=== Data segment ===
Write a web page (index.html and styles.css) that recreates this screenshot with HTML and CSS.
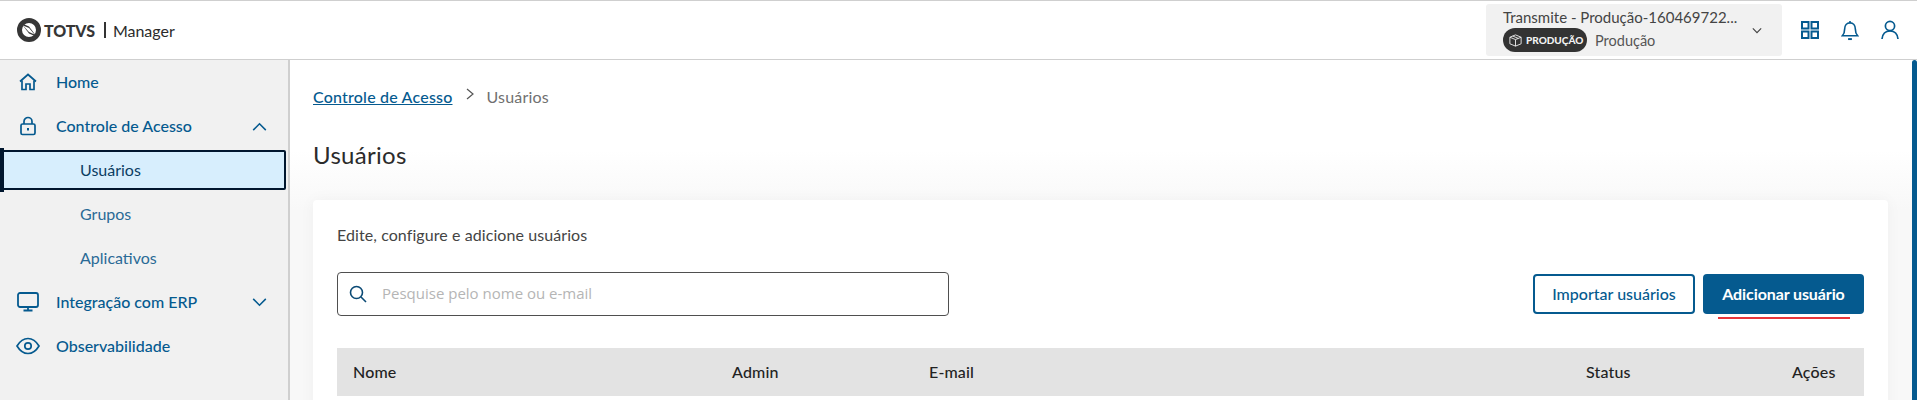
FILE: index.html
```html
<!DOCTYPE html>
<html lang="pt-BR">
<head>
<meta charset="utf-8">
<title>TOTVS Manager</title>
<link rel="stylesheet" href="styles.css">
</head>
<body>
<header class="topbar">
  <div class="brand">
    <svg class="brand-mark" viewBox="0 0 24 24" width="24" height="24"><circle cx="12" cy="12" r="9.5" fill="none" stroke="#363636" stroke-width="5"/><path d="M4 5 L12 8.5 L20 19 L12 15.5 Z" fill="#363636"/><path d="M6 7.5 L12 10 L17.5 16.5 L12 14 Z" fill="#fff"/></svg>
    <span class="brand-name">TOTVS</span>
    <span class="brand-sep"></span>
    <span class="brand-app">Manager</span>
  </div>
  <div class="topbar-right">
    <div class="env">
      <div class="env-text">
        <div class="env-title">Transmite - Produção-160469722...</div>
        <div class="env-sub">
          <span class="chip">
            <svg viewBox="0 0 16 16" width="15" height="15" fill="none" stroke="#e8e8e8" stroke-width="1"><path d="M8 2 L14 4.5 V11.5 L8 14 L2 11.5 V4.5 Z M2 4.5 L8 7 L14 4.5 M8 7 V14 M5 3.2 L11 5.8"/></svg>
            PRODUÇÃO
          </span>
          <span class="env-name">Produção</span>
        </div>
      </div>
      <svg class="env-chev" viewBox="0 0 12 8" width="10" height="7" fill="none" stroke="#444" stroke-width="1.4"><path d="M1 1.5 L6 6.5 L11 1.5"/></svg>
    </div>
    <div class="top-icons">
      <svg viewBox="0 0 18 18" width="18" height="18" fill="none" stroke="#055a8f" stroke-width="2"><rect x="1" y="1" width="6.5" height="6.5"/><rect x="10.5" y="1" width="6.5" height="6.5"/><rect x="1" y="10.5" width="6.5" height="6.5"/><rect x="10.5" y="10.5" width="6.5" height="6.5"/></svg>
      <svg viewBox="0 0 18 22" width="18" height="21" fill="none" stroke="#055a8f" stroke-width="1.7"><path d="M1 16.5 H17 C15 14.5 14.6 13 14.6 9.5 C14.6 5.8 12.2 3 9 3 C5.8 3 3.4 5.8 3.4 9.5 C3.4 13 3 14.5 1 16.5 Z"/><path d="M9 1 V3"/><path d="M7 20 H11" stroke-width="2"/></svg>
      <svg viewBox="0 0 18 20" width="18" height="20" fill="none" stroke="#055a8f" stroke-width="1.7"><circle cx="9" cy="6" r="4.6"/><path d="M1 19 C1.5 14 4.5 11 9 11 C13.5 11 16.5 14 17 19"/></svg>
    </div>
  </div>
</header>
<div class="shell">
  <nav class="sidebar">
    <a class="nav-item">
      <span class="nav-icon"><svg viewBox="0 0 20 20" width="20" height="20" fill="none" stroke="#055a8f" stroke-width="1.7"><path d="M2 9.5 L10 2.5 L18 9.5"/><path d="M4 8.5 V17.5 H8 V12 H12 V17.5 H16 V8.5"/></svg></span>
      <span class="nav-label">Home</span>
    </a>
    <a class="nav-item">
      <span class="nav-icon"><svg viewBox="0 0 20 20" width="20" height="20" fill="none" stroke="#055a8f" stroke-width="1.7"><rect x="3" y="8" width="14" height="10.5" rx="1.5"/><path d="M6 8 V5.5 C6 3 8 1.5 10 1.5 C12 1.5 14 3 14 5.5 V8"/><path d="M10 12 V14.5" stroke-width="2"/></svg></span>
      <span class="nav-label">Controle de Acesso</span>
      <svg class="nav-chev" viewBox="0 0 16 10" width="15" height="9" fill="none" stroke="#055a8f" stroke-width="1.7"><path d="M1 9 L8 2 L15 9"/></svg>
    </a>
    <a class="nav-sub nav-sub-active">Usuários</a>
    <a class="nav-sub">Grupos</a>
    <a class="nav-sub">Aplicativos</a>
    <a class="nav-item">
      <span class="nav-icon"><svg viewBox="0 0 22 20" width="22" height="20" fill="none" stroke="#055a8f" stroke-width="1.8"><rect x="1" y="1" width="20" height="14" rx="2"/><path d="M11 15 V18.5 M6.5 18.5 H15.5"/></svg></span>
      <span class="nav-label">Integração com ERP</span>
      <svg class="nav-chev" viewBox="0 0 16 10" width="15" height="9" fill="none" stroke="#055a8f" stroke-width="1.7"><path d="M1 1 L8 8 L15 1"/></svg>
    </a>
    <a class="nav-item">
      <span class="nav-icon"><svg viewBox="0 0 24 18" width="24" height="18" fill="none" stroke="#055a8f" stroke-width="1.7"><path d="M1 9 C4 4 8 1.5 12 1.5 C16 1.5 20 4 23 9 C20 14 16 16.5 12 16.5 C8 16.5 4 14 1 9 Z"/><circle cx="12" cy="9" r="3.2"/></svg></span>
      <span class="nav-label">Observabilidade</span>
    </a>
  </nav>
  <main class="content">
    <div class="breadcrumb">
      <a class="crumb-link">Controle de Acesso</a>
      <svg class="crumb-chev" viewBox="0 0 8 12" width="8" height="12" fill="none" stroke="#555" stroke-width="1.2"><path d="M1 1 L7 6 L1 11"/></svg>
      <span class="crumb-current">Usuários</span>
    </div>
    <h1 class="page-title">Usuários</h1>
    <section class="card">
      <p class="card-desc">Edite, configure e adicione usuários</p>
      <div class="toolbar">
        <label class="search">
          <svg viewBox="0 0 18 18" width="18" height="18" fill="none" stroke="#0b4a75" stroke-width="1.6"><circle cx="7.5" cy="7.5" r="6"/><path d="M12 12 L17 17"/></svg>
          <span class="search-ph">Pesquise pelo nome ou e-mail</span>
        </label>
        <div class="actions">
          <button class="btn btn-outline">Importar usuários</button>
          <button class="btn btn-solid">Adicionar usuário<span class="red-mark"></span></button>
        </div>
      </div>
      <div class="table-head">
        <span>Nome</span>
        <span>Admin</span>
        <span>E-mail</span>
        <span>Status</span>
        <span>Ações</span>
      </div>
    </section>
  </main>
  <div class="scroll-thumb"></div>
</div>
</body>
</html>
```
FILE: styles.css
```css
* { box-sizing: border-box; }
html, body { margin: 0; height: 100%; overflow: hidden; }
body {
  display: flex;
  flex-direction: column;
  height: 400px;
  font-family: "Lato", "Noto Sans", sans-serif;
  background: #fff;
  color: #222;
  font-size: 16px;
}
.topbar {
  flex: 0 0 60px;
  display: flex;
  justify-content: space-between;
  align-items: center;
  border-top: 1px solid #cfcfcf;
  border-bottom: 1px solid #cfcfcf;
  background: #fff;
  padding: 0 18px 0 17px;
}
.brand { display: flex; align-items: center; }
.brand-mark { margin-right: 3px; }
.brand-name { font-weight: 900; font-size: 16px; color: #363636; letter-spacing: -.1px; }
.brand-sep { width: 2px; height: 16px; background: #333; margin: 0 7px 0 9px; }
.brand-app { font-size: 16px; color: #2b2b2b; }
.topbar-right { display: flex; align-items: center; }
.env {
  width: 296px;
  height: 52px;
  background: #f1f1f1;
  border-radius: 3px;
  padding: 0 20px 0 17px;
  display: flex;
  justify-content: space-between;
  align-items: center;
  margin-right: 19px;
}
.env-title { font-size: 15px; color: #444; line-height: 18px; white-space: nowrap; }
.env-sub { display: flex; align-items: center; margin-top: 2px; }
.chip {
  width: 84px;
  height: 24px;
  border-radius: 12px;
  background: #333;
  color: #f2f2f2;
  display: flex;
  align-items: center;
  gap: 3px;
  padding-left: 5px;
  font-size: 10px;
  font-weight: 900;
  white-space: nowrap;
}
.env-name { margin-left: 8px; color: #555; font-size: 14.5px; }
.env-chev { flex: none; }
.top-icons { display: flex; align-items: center; gap: 22px; }
.shell { flex: 1; display: flex; min-height: 0; position: relative; }
.sidebar {
  flex: 0 0 290px;
  background: #f1f1f1;
  border-right: 2px solid #cfcfcf;
}
.nav-item {
  height: 44px;
  display: flex;
  align-items: center;
  color: #055a8f;
  font-size: 16px;
  font-weight: 500;
  position: relative;
}
.nav-icon { width: 56px; display: flex; justify-content: center; padding-right: 1px; flex: none; }
.nav-label { padding-bottom: 2px; }
.nav-chev { position: absolute; left: 252px; top: 18px; }
.nav-sub {
  height: 44px;
  display: flex;
  align-items: center;
  padding-left: 80px;
  padding-bottom: 2px;
  font-size: 16px;
  color: #2a6a96;
}
.nav-sub-active {
  height: 40px;
  margin: 2px 2px 2px 0;
  background: #d7eefd;
  border: 2px solid #00162e;
  color: #0b3d63;
  position: relative;
  border-radius: 2px;
  padding-left: 78px;
}
.nav-sub-active::before {
  content: "";
  position: absolute;
  left: -2px;
  top: -4px;
  bottom: -4px;
  width: 4px;
  background: #00162e;
}
.content {
  flex: 1;
  min-width: 0;
  padding: 0 29px 0 23px;
  background: linear-gradient(#fff 90px, #f8f8f8 150px);
}
.breadcrumb { display: flex; align-items: center; height: 20px; margin-top: 26px; gap: 13px; font-size: 16px; }
.crumb-link { color: #055a8f; text-decoration: underline; font-weight: 500; letter-spacing: .2px; }
.crumb-chev { position: relative; top: -2px; }
.crumb-current { color: #707070; letter-spacing: .2px; }
.page-title { margin: 33px 0 0; font-size: 24px; font-weight: 400; line-height: 32px; color: #2b2b2b; letter-spacing: .3px; }
.card {
  margin-top: 29px;
  background: #fff;
  border-radius: 4px;
  padding: 24px 24px 0;
  box-shadow: 0 0 16px rgba(0,0,0,.04);
  height: 260px;
}
.card-desc { margin: 0; font-size: 16px; line-height: 22px; color: #444; letter-spacing: .08px; }
.toolbar { display: flex; justify-content: space-between; align-items: center; margin-top: 26px; }
.search {
  width: 612px;
  height: 44px;
  border: 1px solid #4f4f4f;
  border-radius: 4px;
  display: flex;
  align-items: center;
  padding-left: 11px;
  gap: 15px;
}
.search-ph { color: #b5b5b5; font-family: "Open Sans", sans-serif; font-size: 15px; padding-bottom: 2px; }
.actions { display: flex; gap: 8px; }
.btn {
  width: 161px;
  height: 40px;
  border-radius: 4px;
  font-family: inherit;
  font-size: 16px;
  padding: 0 0 2px;
  position: relative;
}
.btn-outline { width: 162px; background: #fff; border: 2px solid #055a8f; color: #055a8f; font-weight: 500; }
.btn-solid { background: #055a8f; border: 0; color: #fff; font-weight: 700; letter-spacing: -.1px; }
.red-mark {
  position: absolute;
  left: 15px;
  right: 14px;
  top: 43px;
  height: 2px;
  background: #e8353a;
}
.table-head {
  margin-top: 32px;
  height: 48px;
  background: #e3e3e3;
  display: grid;
  grid-template-columns: 379px 197px 657px 206px 1fr;
  align-items: center;
  padding-left: 16px;
  padding-bottom: 2px;
  font-size: 16px;
  font-weight: 500;
  color: #222;
  letter-spacing: .15px;
}
.scroll-thumb {
  position: absolute;
  top: 0;
  right: 0;
  bottom: 0;
  width: 5px;
  background: #055a8f;
  border-radius: 3px 3px 0 0;
}
```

=== Stated goal ===
Using the listing above, list every line in which the string "index" occurs.

=== Result ===
Write a web page (index.html and styles.css) that recreates this screenshot with HTML and CSS.
FILE: index.html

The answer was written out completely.